» PROBLEM TO WORK ON
Your copy of the material must match it exactly, except that pictures are dropped.

» DATASET CONTENT
:::

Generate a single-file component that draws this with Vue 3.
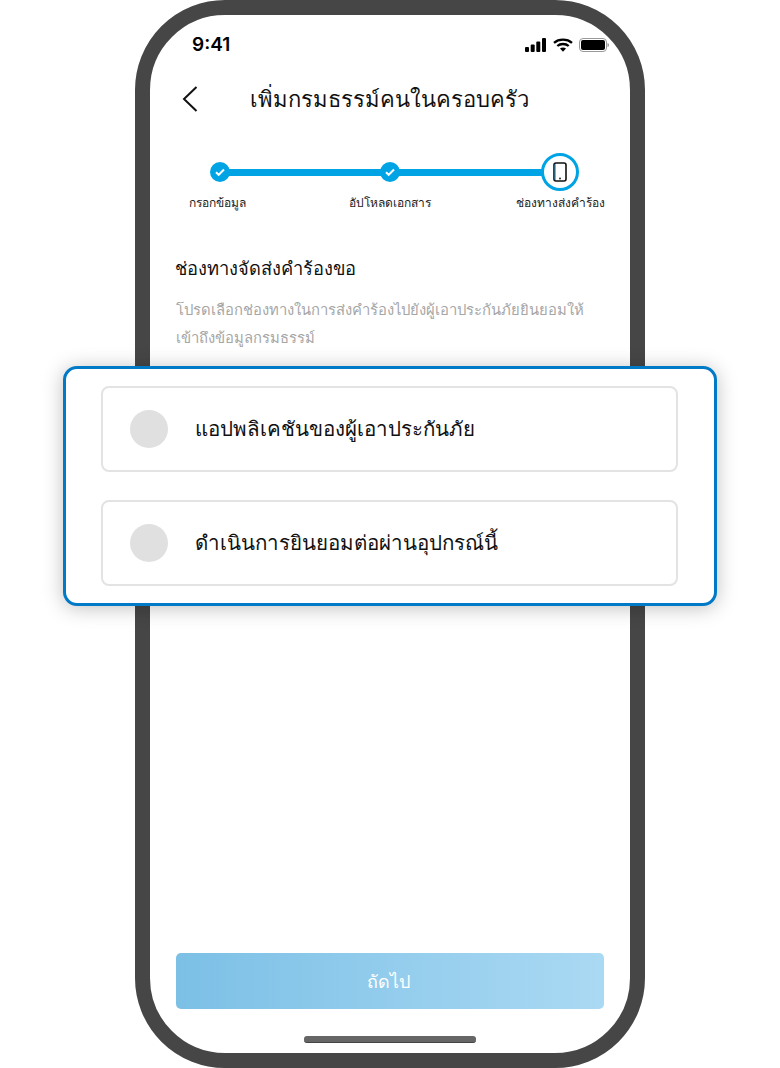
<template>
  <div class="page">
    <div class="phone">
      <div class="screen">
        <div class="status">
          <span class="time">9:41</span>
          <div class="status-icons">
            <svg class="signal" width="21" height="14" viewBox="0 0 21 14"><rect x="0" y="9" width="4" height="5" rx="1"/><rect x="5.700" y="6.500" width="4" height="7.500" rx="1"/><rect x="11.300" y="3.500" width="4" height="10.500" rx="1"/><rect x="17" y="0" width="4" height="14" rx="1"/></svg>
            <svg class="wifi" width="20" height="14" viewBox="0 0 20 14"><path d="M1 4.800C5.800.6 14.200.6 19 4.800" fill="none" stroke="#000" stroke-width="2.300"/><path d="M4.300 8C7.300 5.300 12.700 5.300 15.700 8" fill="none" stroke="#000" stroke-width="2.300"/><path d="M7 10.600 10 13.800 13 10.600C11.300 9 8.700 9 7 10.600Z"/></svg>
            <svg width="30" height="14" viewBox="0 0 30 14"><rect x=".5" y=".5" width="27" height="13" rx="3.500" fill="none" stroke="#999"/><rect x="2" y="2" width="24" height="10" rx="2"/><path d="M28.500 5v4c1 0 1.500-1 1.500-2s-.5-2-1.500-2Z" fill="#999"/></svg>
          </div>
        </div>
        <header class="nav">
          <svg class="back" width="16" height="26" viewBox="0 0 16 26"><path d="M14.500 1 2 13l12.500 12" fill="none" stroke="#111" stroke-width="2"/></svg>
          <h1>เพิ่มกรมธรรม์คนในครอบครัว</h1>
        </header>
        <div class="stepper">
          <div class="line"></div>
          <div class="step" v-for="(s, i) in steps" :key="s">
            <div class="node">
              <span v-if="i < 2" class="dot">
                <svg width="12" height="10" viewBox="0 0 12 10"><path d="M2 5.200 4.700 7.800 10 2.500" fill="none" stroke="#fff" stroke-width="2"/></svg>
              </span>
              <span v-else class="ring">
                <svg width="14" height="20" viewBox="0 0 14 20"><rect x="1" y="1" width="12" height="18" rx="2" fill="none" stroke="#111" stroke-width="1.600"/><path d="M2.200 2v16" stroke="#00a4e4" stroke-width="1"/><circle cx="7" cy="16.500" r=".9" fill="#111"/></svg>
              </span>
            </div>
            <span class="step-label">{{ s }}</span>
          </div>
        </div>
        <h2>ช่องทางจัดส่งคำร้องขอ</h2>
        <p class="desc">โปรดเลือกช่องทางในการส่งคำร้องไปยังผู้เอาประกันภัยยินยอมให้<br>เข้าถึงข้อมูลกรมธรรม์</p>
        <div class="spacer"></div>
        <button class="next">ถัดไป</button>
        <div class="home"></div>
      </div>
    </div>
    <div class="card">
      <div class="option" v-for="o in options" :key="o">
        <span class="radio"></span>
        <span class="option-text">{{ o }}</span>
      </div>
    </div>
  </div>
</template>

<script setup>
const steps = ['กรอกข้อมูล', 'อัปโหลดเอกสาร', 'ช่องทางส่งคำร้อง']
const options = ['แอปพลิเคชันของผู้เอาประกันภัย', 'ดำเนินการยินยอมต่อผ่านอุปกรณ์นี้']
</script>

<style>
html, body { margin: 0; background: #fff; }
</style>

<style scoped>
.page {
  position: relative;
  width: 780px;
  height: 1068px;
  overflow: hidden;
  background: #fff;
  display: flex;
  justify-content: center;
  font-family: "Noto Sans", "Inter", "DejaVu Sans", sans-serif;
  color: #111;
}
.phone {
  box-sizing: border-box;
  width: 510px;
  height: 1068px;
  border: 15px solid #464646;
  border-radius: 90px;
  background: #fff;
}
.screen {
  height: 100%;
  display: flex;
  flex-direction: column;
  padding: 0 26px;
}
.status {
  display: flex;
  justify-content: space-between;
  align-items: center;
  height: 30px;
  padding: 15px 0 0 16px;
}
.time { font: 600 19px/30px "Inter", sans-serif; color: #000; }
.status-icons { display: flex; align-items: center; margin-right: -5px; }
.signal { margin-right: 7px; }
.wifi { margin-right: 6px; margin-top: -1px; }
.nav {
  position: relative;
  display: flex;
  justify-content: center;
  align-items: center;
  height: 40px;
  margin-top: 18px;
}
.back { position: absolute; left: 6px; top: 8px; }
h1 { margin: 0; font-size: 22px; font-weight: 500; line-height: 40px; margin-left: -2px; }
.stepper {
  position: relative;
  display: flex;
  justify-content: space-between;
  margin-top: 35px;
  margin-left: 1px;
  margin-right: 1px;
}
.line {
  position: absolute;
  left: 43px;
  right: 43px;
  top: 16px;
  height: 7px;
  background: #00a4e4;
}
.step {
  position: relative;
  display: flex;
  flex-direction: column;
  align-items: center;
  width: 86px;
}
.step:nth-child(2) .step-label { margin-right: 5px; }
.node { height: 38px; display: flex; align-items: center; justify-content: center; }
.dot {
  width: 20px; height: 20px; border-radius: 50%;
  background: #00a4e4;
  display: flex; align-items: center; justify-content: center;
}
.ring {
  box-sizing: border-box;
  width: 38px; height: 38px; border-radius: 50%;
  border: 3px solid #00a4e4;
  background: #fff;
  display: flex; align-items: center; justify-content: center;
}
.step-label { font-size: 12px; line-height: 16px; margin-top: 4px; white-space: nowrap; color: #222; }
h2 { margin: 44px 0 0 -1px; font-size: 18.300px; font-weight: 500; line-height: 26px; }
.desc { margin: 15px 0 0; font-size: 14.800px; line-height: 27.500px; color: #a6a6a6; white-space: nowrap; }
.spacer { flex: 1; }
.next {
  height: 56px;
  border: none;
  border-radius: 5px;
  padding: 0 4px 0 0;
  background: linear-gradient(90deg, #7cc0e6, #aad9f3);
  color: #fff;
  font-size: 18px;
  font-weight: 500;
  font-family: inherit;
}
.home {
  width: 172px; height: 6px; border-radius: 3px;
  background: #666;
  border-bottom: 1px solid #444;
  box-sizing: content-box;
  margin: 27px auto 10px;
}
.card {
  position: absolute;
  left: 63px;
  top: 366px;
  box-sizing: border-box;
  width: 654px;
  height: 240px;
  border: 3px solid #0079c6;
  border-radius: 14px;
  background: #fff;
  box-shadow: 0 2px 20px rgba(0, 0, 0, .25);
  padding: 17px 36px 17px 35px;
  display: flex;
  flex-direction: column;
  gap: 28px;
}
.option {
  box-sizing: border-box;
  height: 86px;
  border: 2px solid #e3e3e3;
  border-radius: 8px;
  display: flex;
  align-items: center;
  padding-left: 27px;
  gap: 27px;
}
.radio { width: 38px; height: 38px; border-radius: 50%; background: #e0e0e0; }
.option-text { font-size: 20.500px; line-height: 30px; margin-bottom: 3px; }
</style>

:::

» WORKED SOLUTION
Generate a single-file component that draws this with Vue 3.
<template>
  <div class="page">
    <div class="phone">
      <div class="screen">
        <div class="status">
          <span class="time">9:41</span>
          <div class="status-icons">
            <svg class="signal" width="21" height="14" viewBox="0 0 21 14"><rect x="0" y="9" width="4" height="5" rx="1"/><rect x="5.700" y="6.500" width="4" height="7.500" rx="1"/><rect x="11.300" y="3.500" width="4" height="10.500" rx="1"/><rect x="17" y="0" width="4" height="14" rx="1"/></svg>
            <svg class="wifi" width="20" height="14" viewBox="0 0 20 14"><path d="M1 4.800C5.800.6 14.200.6 19 4.800" fill="none" stroke="#000" stroke-width="2.300"/><path d="M4.300 8C7.300 5.300 12.700 5.300 15.700 8" fill="none" stroke="#000" stroke-width="2.300"/><path d="M7 10.600 10 13.800 13 10.600C11.300 9 8.700 9 7 10.600Z"/></svg>
            <svg width="30" height="14" viewBox="0 0 30 14"><rect x=".5" y=".5" width="27" height="13" rx="3.500" fill="none" stroke="#999"/><rect x="2" y="2" width="24" height="10" rx="2"/><path d="M28.500 5v4c1 0 1.500-1 1.500-2s-.5-2-1.500-2Z" fill="#999"/></svg>
          </div>
        </div>
        <header class="nav">
          <svg class="back" width="16" height="26" viewBox="0 0 16 26"><path d="M14.500 1 2 13l12.500 12" fill="none" stroke="#111" stroke-width="2"/></svg>
          <h1>เพิ่มกรมธรรม์คนในครอบครัว</h1>
        </header>
        <div class="stepper">
          <div class="line"></div>
          <div class="step" v-for="(s, i) in steps" :key="s">
            <div class="node">
              <span v-if="i < 2" class="dot">
                <svg width="12" height="10" viewBox="0 0 12 10"><path d="M2 5.200 4.700 7.800 10 2.500" fill="none" stroke="#fff" stroke-width="2"/></svg>
              </span>
              <span v-else class="ring">
                <svg width="14" height="20" viewBox="0 0 14 20"><rect x="1" y="1" width="12" height="18" rx="2" fill="none" stroke="#111" stroke-width="1.600"/><path d="M2.200 2v16" stroke="#00a4e4" stroke-width="1"/><circle cx="7" cy="16.500" r=".9" fill="#111"/></svg>
              </span>
            </div>
            <span class="step-label">{{ s }}</span>
          </div>
        </div>
        <h2>ช่องทางจัดส่งคำร้องขอ</h2>
        <p class="desc">โปรดเลือกช่องทางในการส่งคำร้องไปยังผู้เอาประกันภัยยินยอมให้<br>เข้าถึงข้อมูลกรมธรรม์</p>
        <div class="spacer"></div>
        <button class="next">ถัดไป</button>
        <div class="home"></div>
      </div>
    </div>
    <div class="card">
      <div class="option" v-for="o in options" :key="o">
        <span class="radio"></span>
        <span class="option-text">{{ o }}</span>
      </div>
    </div>
  </div>
</template>

<script setup>
const steps = ['กรอกข้อมูล', 'อัปโหลดเอกสาร', 'ช่องทางส่งคำร้อง']
const options = ['แอปพลิเคชันของผู้เอาประกันภัย', 'ดำเนินการยินยอมต่อผ่านอุปกรณ์นี้']
</script>

<style>
html, body { margin: 0; background: #fff; }
</style>

<style scoped>
.page {
  position: relative;
  width: 780px;
  height: 1068px;
  overflow: hidden;
  background: #fff;
  display: flex;
  justify-content: center;
  font-family: "Noto Sans", "Inter", "DejaVu Sans", sans-serif;
  color: #111;
}
.phone {
  box-sizing: border-box;
  width: 510px;
  height: 1068px;
  border: 15px solid #464646;
  border-radius: 90px;
  background: #fff;
}
.screen {
  height: 100%;
  display: flex;
  flex-direction: column;
  padding: 0 26px;
}
.status {
  display: flex;
  justify-content: space-between;
  align-items: center;
  height: 30px;
  padding: 15px 0 0 16px;
}
.time { font: 600 19px/30px "Inter", sans-serif; color: #000; }
.status-icons { display: flex; align-items: center; margin-right: -5px; }
.signal { margin-right: 7px; }
.wifi { margin-right: 6px; margin-top: -1px; }
.nav {
  position: relative;
  display: flex;
  justify-content: center;
  align-items: center;
  height: 40px;
  margin-top: 18px;
}
.back { position: absolute; left: 6px; top: 8px; }
h1 { margin: 0; font-size: 22px; font-weight: 500; line-height: 40px; margin-left: -2px; }
.stepper {
  position: relative;
  display: flex;
  justify-content: space-between;
  margin-top: 35px;
  margin-left: 1px;
  margin-right: 1px;
}
.line {
  position: absolute;
  left: 43px;
  right: 43px;
  top: 16px;
  height: 7px;
  background: #00a4e4;
}
.step {
  position: relative;
  display: flex;
  flex-direction: column;
  align-items: center;
  width: 86px;
}
.step:nth-child(2) .step-label { margin-right: 5px; }
.node { height: 38px; display: flex; align-items: center; justify-content: center; }
.dot {
  width: 20px; height: 20px; border-radius: 50%;
  background: #00a4e4;
  display: flex; align-items: center; justify-content: center;
}
.ring {
  box-sizing: border-box;
  width: 38px; height: 38px; border-radius: 50%;
  border: 3px solid #00a4e4;
  background: #fff;
  display: flex; align-items: center; justify-content: center;
}
.step-label { font-size: 12px; line-height: 16px; margin-top: 4px; white-space: nowrap; color: #222; }
h2 { margin: 44px 0 0 -1px; font-size: 18.300px; font-weight: 500; line-height: 26px; }
.desc { margin: 15px 0 0; font-size: 14.800px; line-height: 27.500px; color: #a6a6a6; white-space: nowrap; }
.spacer { flex: 1; }
.next {
  height: 56px;
  border: none;
  border-radius: 5px;
  padding: 0 4px 0 0;
  background: linear-gradient(90deg, #7cc0e6, #aad9f3);
  color: #fff;
  font-size: 18px;
  font-weight: 500;
  font-family: inherit;
}
.home {
  width: 172px; height: 6px; border-radius: 3px;
  background: #666;
  border-bottom: 1px solid #444;
  box-sizing: content-box;
  margin: 27px auto 10px;
}
.card {
  position: absolute;
  left: 63px;
  top: 366px;
  box-sizing: border-box;
  width: 654px;
  height: 240px;
  border: 3px solid #0079c6;
  border-radius: 14px;
  background: #fff;
  box-shadow: 0 2px 20px rgba(0, 0, 0, .25);
  padding: 17px 36px 17px 35px;
  display: flex;
  flex-direction: column;
  gap: 28px;
}
.option {
  box-sizing: border-box;
  height: 86px;
  border: 2px solid #e3e3e3;
  border-radius: 8px;
  display: flex;
  align-items: center;
  padding-left: 27px;
  gap: 27px;
}
.radio { width: 38px; height: 38px; border-radius: 50%; background: #e0e0e0; }
.option-text { font-size: 20.500px; line-height: 30px; margin-bottom: 3px; }
</style>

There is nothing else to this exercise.